Help Designing Numbers and Number Inserts for 3D Printing

Hey guys,

Currently designing an item that requires numbers recessed into the body, with numbers of another colour inserted into them, and likely glued in.

I have drafted it up with 3D text with a height of 20mm and a -2mm extrusion. This is fine, it is the number inserts themselves that I am struggling with.

How do I scale the numbers down so that when printed they fit in the numbers recessed into the body?

So far I have established that a height of 1.8mm will fit snug and level once inserted, but I cant scale the overall design down to make it fit. I have tried reducing the overall size but while the text is smaller it is smaller in the wrong dimensions.

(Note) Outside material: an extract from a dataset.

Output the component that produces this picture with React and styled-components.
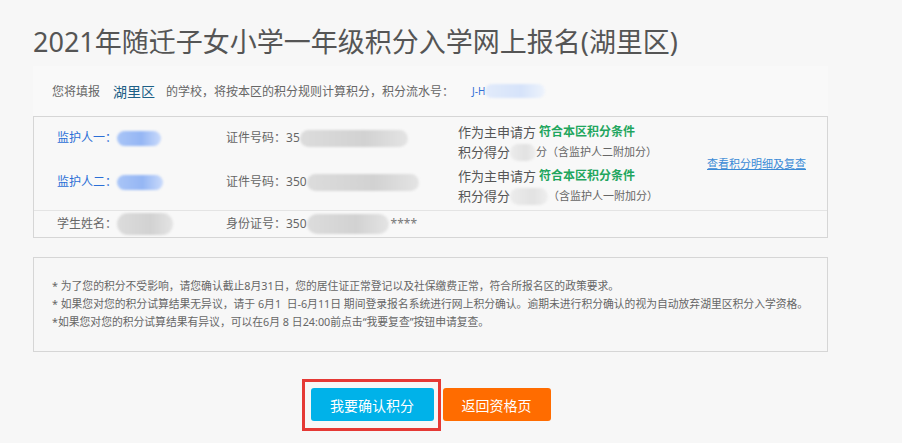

For example. How do I make the outside diameter of the 9 smaller and the inside diameter larger, allowing it to fit into the original 20mm number 9, shown below.

I realise I can go through each number and manually draw the required lines in the right place but this will be very tedious!

Any assistance would be much appreciated and apologies if this has been asked previously, I have searched but not found anything.

Thanks,

Because you are working on a small scale, I would first scale your whole drawing, and each component, up by a factor of 1000x and where you want a length in millimetres, draw it in metres.

Then scale it all down again before exporting for printing.

You could start with a 2D copy of each different digit that you use - just a copy of the bottom face of what you have drawn as illustrated above.

Where the outside needs to be scaled down, select the outside perimeter (double click on an edge in it). Use the Scale tool, to scale about the centre, by whatever fraction your experiments suggest is needed. Do the same in reverse for the insides, to scale the ‘holes’ up - again, by a constant fraction.

Or alternatively, if it is a fixed distance you need the push-in numbers to be larger or smaller, use the Offset tool, then delete the original edges.

Make each resulting face a component. Push-pull it up to 1.8mm (or 1.8m at the expanded scale).

Then scale everything down, and print in the separate colour.

One or other of those approaches ought to work.

Thanks John,

The Offset tool seems to be suitable for this task. Thanks very much for your help with this, what a great community.

I will experiment with my prints and if/when successful report back with a picture of the completed project.

Thanks very much,
Oliver

Glad to be of help. Look forward to see SKP and photos of finished product when done.